A Welcome Note: On Filling the Gaps

Dear Friends and Family:

Although I haven't added any posts since the summer of 2007, this blog continues to be a warehouse of my thoughts and experiences from my time abroad.

Andrew

Sunday, March 4, 2007

Morocco: Day Eight

3/2/07 - This morning, we woke up and grabbed breakfast before meeting up with our new young guide who was faithfully waiting outside our hotel to take us to the tannery. Much more cautious than his older, now imprisoned counterpart, our young guide named Mohammed of course walked much farther in front of us and despite his explanations which were more less the same as Abdul’s (perhaps there’s a sixth place on each street we didn’t learn about where young kids learn to be tour guides) took us a very back way where the teeming secret police were unlikely to catch him. At the end of our walk, we had to move off the street and trample over excess fur and skins strewn alongside a narrow canal that passed the tanneries.
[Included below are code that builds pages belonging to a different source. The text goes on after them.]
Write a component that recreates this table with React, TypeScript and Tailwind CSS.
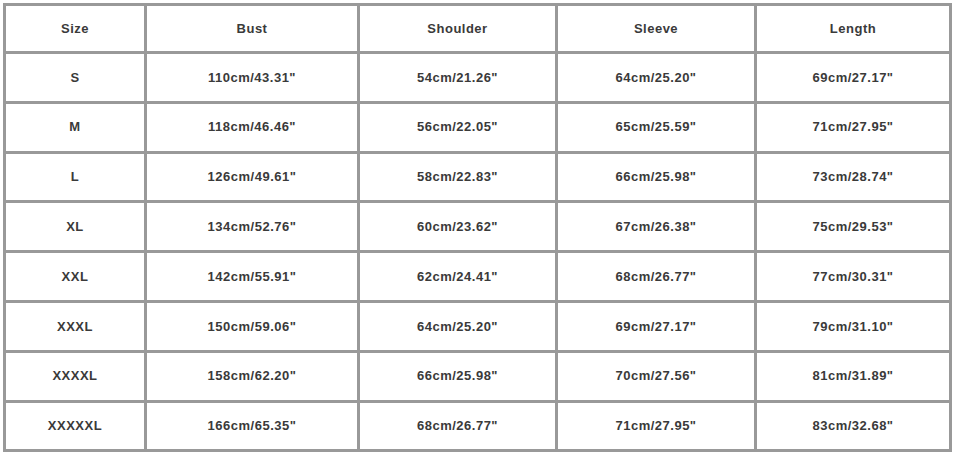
const headers = ['Size', 'Bust', 'Shoulder', 'Sleeve', 'Length']

const rows = [
  ['S', '110cm/43.31"', '54cm/21.26"', '64cm/25.20"', '69cm/27.17"'],
  ['M', '118cm/46.46"', '56cm/22.05"', '65cm/25.59"', '71cm/27.95"'],
  ['L', '126cm/49.61"', '58cm/22.83"', '66cm/25.98"', '73cm/28.74"'],
  ['XL', '134cm/52.76"', '60cm/23.62"', '67cm/26.38"', '75cm/29.53"'],
  ['XXL', '142cm/55.91"', '62cm/24.41"', '68cm/26.77"', '77cm/30.31"'],
  ['XXXL', '150cm/59.06"', '64cm/25.20"', '69cm/27.17"', '79cm/31.10"'],
  ['XXXXL', '158cm/62.20"', '66cm/25.98"', '70cm/27.56"', '81cm/31.89"'],
  ['XXXXXL', '166cm/65.35"', '68cm/26.77"', '71cm/27.95"', '83cm/32.68"'],
]

export default function App() {
  return (
    <div className="w-[956px] h-[456px] bg-white pt-[3px] pl-[3px]">
      <div
        className="grid w-[949px] bg-[#999] p-[3px] gap-[3px] grid-cols-[138px_210px_195px_196px_192px] grid-rows-[45px_repeat(8,46.8px)] text-[13px] font-bold tracking-[0.5px] text-[#3a3a3a]"
        style={{ fontFamily: '"Liberation Sans", Arial, sans-serif' }}
      >
        {headers.map((h) => (
          <div key={h} className="bg-white flex items-center justify-center">
            {h}
          </div>
        ))}
        {rows.map((r) =>
          r.map((c, i) => (
            <div key={r[0] + i} className="bg-white flex items-center justify-center">
              {c}
            </div>
          ))
        )}
      </div>
    </div>
  )
}
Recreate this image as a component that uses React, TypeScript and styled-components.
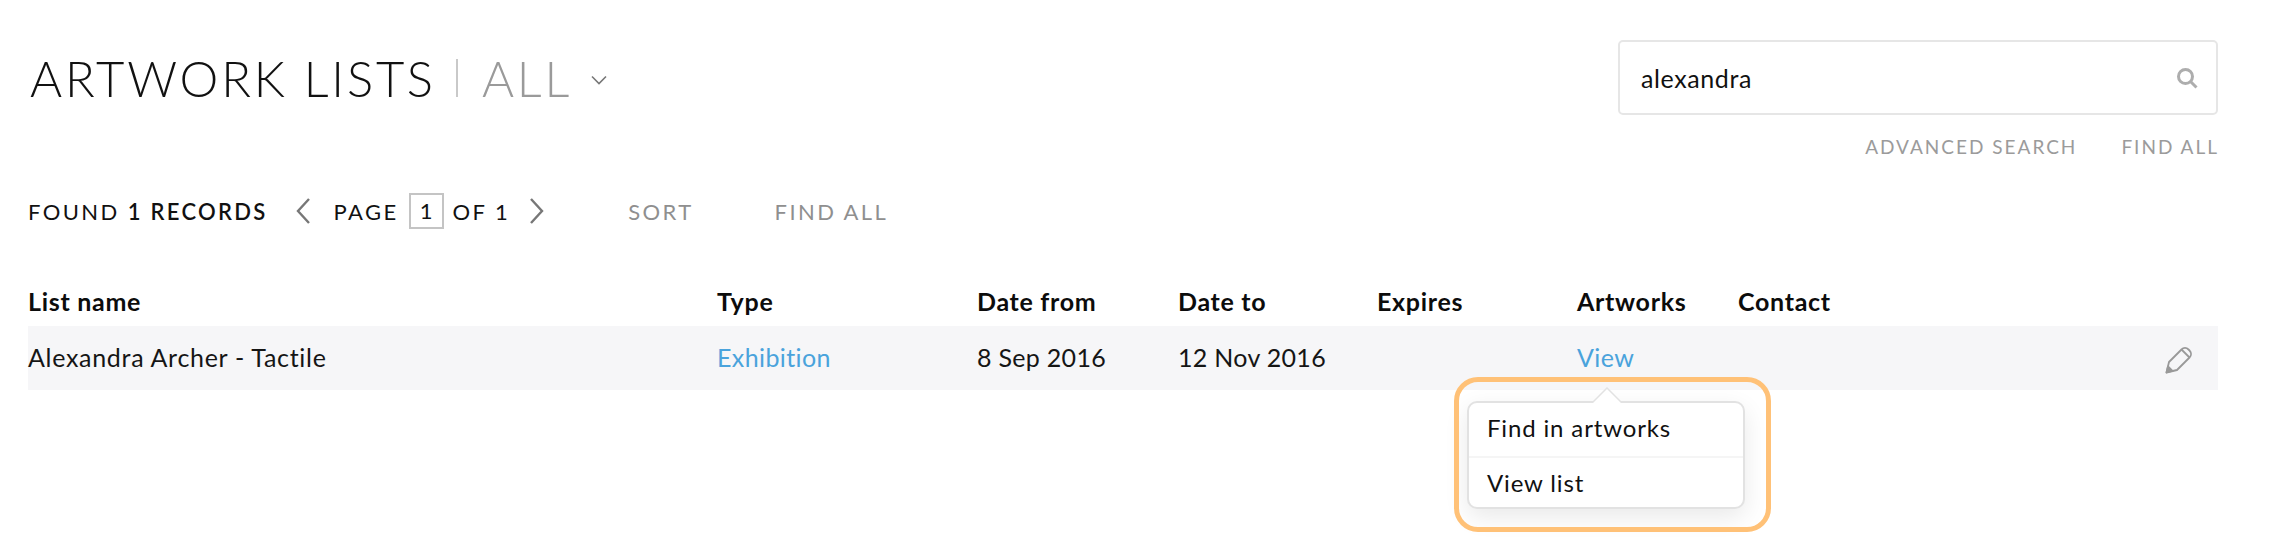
import React from "react";
import styled, { createGlobalStyle } from "styled-components";

const Global = createGlobalStyle`
  html, body { margin: 0; padding: 0; background: #fff; }
  body { font-family: Lato, "Noto Sans", sans-serif; color: #111; }
`;
const Page = styled.div`
  width: 2280px; height: 554px; box-sizing: border-box; padding: 40px 62px 0 28px; overflow: hidden;
`;
const Top = styled.header`
  display: flex; justify-content: space-between; align-items: flex-start; height: 150px;
`;
const Title = styled.h1`
  margin: 12px 0 0 2px; display: flex; align-items: center; font-size: 49px; line-height: 52px; font-weight: 300; letter-spacing: 2.8px; white-space: nowrap;
`;
const Divider = styled.span`
  width: 2px; height: 38px; background: #c9c9c9; margin: 0 24px 0 20px;
`;
const Muted = styled.span` color: #9a9a9a; `;
const Caret = styled.svg` margin-left: 19px; margin-top: 4px; `;
const SearchCol = styled.div` width: 600px; display: flex; flex-direction: column; `;
const SearchBox = styled.div`
  height: 75px; box-sizing: border-box; border: 2px solid #e6e6e6; border-radius: 5px; display: flex; align-items: center; justify-content: space-between; padding: 0 18px 0 21px; font-size: 25px; letter-spacing: .6px; color: #111;
`;
const SearchLinks = styled.div`
  display: flex; justify-content: flex-end; gap: 44px; margin: 20px -1px 0 0; font-size: 19px; line-height: 24px; letter-spacing: 2px; color: #9b9b9b;
`;
const Toolbar = styled.div`
  display: flex; align-items: center; height: 42px; font-size: 22px; letter-spacing: 2.4px; white-space: nowrap;
`;
const Bold = styled.b` font-weight: 600; letter-spacing: 2.3px; `;
const Pager = styled.span`
  display: inline-block; width: 35px; height: 36px; box-sizing: border-box; border: 2px solid #c4c4c4; text-align: center; line-height: 32px; margin: 0 9px 0 10px; letter-spacing: 0;
`;
const Chevron = styled.svg<{ $l?: number; $r?: number }>`
  margin-left: ${p => p.$l ?? 0}px; margin-right: ${p => p.$r ?? 0}px;
`;
const Action = styled.span<{ $l: number }>` margin-left: ${p => p.$l}px; color: #8f8f8f; `;
const Grid = styled.div`
  display: grid; grid-template-columns: 689px 260px 201px 199px 200px 161px 1fr 70px;
  align-items: center;
`;
const HeadRow = styled(Grid)`
  margin-top: 44px; height: 50px; font-size: 25px; letter-spacing: .7px; font-weight: 700; color: #0c0c0c;
`;
const Row = styled(Grid)`
  height: 64px; box-sizing: border-box; padding-bottom: 2px; background: #f6f6f8; font-size: 25px; letter-spacing: .7px; color: #151515;
`;
const Dated = styled.div` letter-spacing: .3px; `;
const Link = styled.span` color: #4aa3dc; letter-spacing: .4px; `;
const ViewCell = styled.div`
  position: relative; height: 62px; line-height: 62px;
`;
const Popover = styled.div`
  position: absolute; left: -110px; top: 75px; width: 278px; height: 108px; box-sizing: border-box; background: #fff; border: 2px solid #e2e2e2; border-radius: 10px; box-shadow: 0 8px 24px rgba(0,0,0,.09); color: #111; font-size: 24px; letter-spacing: .85px; line-height: 50px;
`;
const Arrow = styled.svg`
  position: absolute; left: 123px; top: -16px;
`;
const Item = styled.div<{ $line?: boolean }>`
  height: 53px; padding-left: 18px; ${p => p.$line ? "border-bottom: 2px solid #f5f5f5;" : ""}
`;
const Ring = styled.div`
  position: absolute; left: -15px; top: -26px; right: -28px; bottom: -25px; border: 5px solid #ffc177; border-radius: 24px; pointer-events: none;
`;
const EditCell = styled.div` display: flex; justify-content: flex-end; padding-right: 25px; margin-top: 6px; `;

export default function App() {
  return (
    <Page>
      <Global />
      <Top>
        <Title>
          ARTWORK LISTS<Divider /><Muted>ALL</Muted>
          <Caret width="16" height="10" viewBox="0 0 16 10" fill="none" stroke="#777" strokeWidth="1.6"><path d="M1 1.5l7 7 7-7" /></Caret>
        </Title>
        <SearchCol>
          <SearchBox>
            alexandra
            <svg width="22" height="22" viewBox="0 0 22 22" fill="none" stroke="#adadad" strokeWidth="3"><circle cx="9.5" cy="9.5" r="7" /><path d="M14.5 14.5l6 6" /></svg>
          </SearchBox>
          <SearchLinks><span>ADVANCED SEARCH</span><span>FIND ALL</span></SearchLinks>
        </SearchCol>
      </Top>
      <Toolbar>
        FOUND&nbsp;<Bold>1 RECORDS</Bold>
        <Chevron $l={27} $r={23} width="16" height="28" viewBox="0 0 16 28" fill="none" stroke="#777" strokeWidth="2.4"><path d="M14 2L3 14l11 12" /></Chevron>
        PAGE<Pager>1</Pager>OF 1
        <Chevron $l={19} width="16" height="28" viewBox="0 0 16 28" fill="none" stroke="#777" strokeWidth="2.4"><path d="M2 2l11 12L2 26" /></Chevron>
        <Action $l={83}>SORT</Action>
        <Action $l={81}>FIND ALL</Action>
      </Toolbar>
      <HeadRow>
        <div>List name</div><div>Type</div><div>Date from</div><div>Date to</div><div>Expires</div><div>Artworks</div><div>Contact</div><div />
      </HeadRow>
      <Row>
        <div>Alexandra Archer - Tactile</div>
        <div><Link>Exhibition</Link></div>
        <Dated>8 Sep 2016</Dated>
        <Dated>12 Nov 2016</Dated>
        <div />
        <ViewCell>
          <Link>View</Link>
          <Popover>
            <Arrow width="30" height="16" viewBox="0 0 30 16"><path d="M0 16L15 1l15 15" fill="#fff" stroke="#e2e2e2" strokeWidth="1.5" /></Arrow>
            <Item $line>Find in artworks</Item>
            <Item>View list</Item>
            <Ring />
          </Popover>
        </ViewCell>
        <div />
        <EditCell>
          <svg width="28" height="28" viewBox="0 0 28 28" fill="none" stroke="#999" strokeWidth="1.8" strokeLinejoin="round"><path d="M1.500 26.500L4 16 16.500 3.500c2-2 5-2 7 0l1 1c2 2 2 5 0 7L12 24z" /><path d="M16.500 3.500l8 8" /><path d="M1.500 26.500L3 20.500 7.500 25z" fill="#999" /></svg>
        </EditCell>
      </Row>
    </Page>
  );
}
Unlike the large clusters of British tourists led around by smooth-talking official guides, Mohammed led us through the tanneries themselves; we had to step on bags of animal fluids and jump over vats of urine, feces and dye; we held our breath and couldn’t believe our eyes as we saw the extensive system of pits and waterwheels, littered with skins and color; workers were standing right in the pits and working the leather. We learned that most of these jobs were family jobs and passed on from generation to generation. Finally we arrived at the top of the tanneries, where yellow dyed skins were being dried on the hot flat roofs. As expected, Mohammed had led us to his friend at the cooperative who sold leather goods produced at the tanneries. Holiday and Hannah made a few purchases and when we were done, despite expressing our desire to return via a less putrid route, our guide insisted we take the same trek back to the hotel (to avoid the secret police I suppose). Finally we returned to the hotel and I gave him some of our extra Durham (although he didn’t seem to want it). There we picked up our bags and caught a cab to the Gare (train station) where we caught a train to Tangier. That night we arrived in the city where we started and found a simple hotel by the port where we would be taking the ferry to Spain the next morning. We grabbed a quick dinner by the water and hit the hay.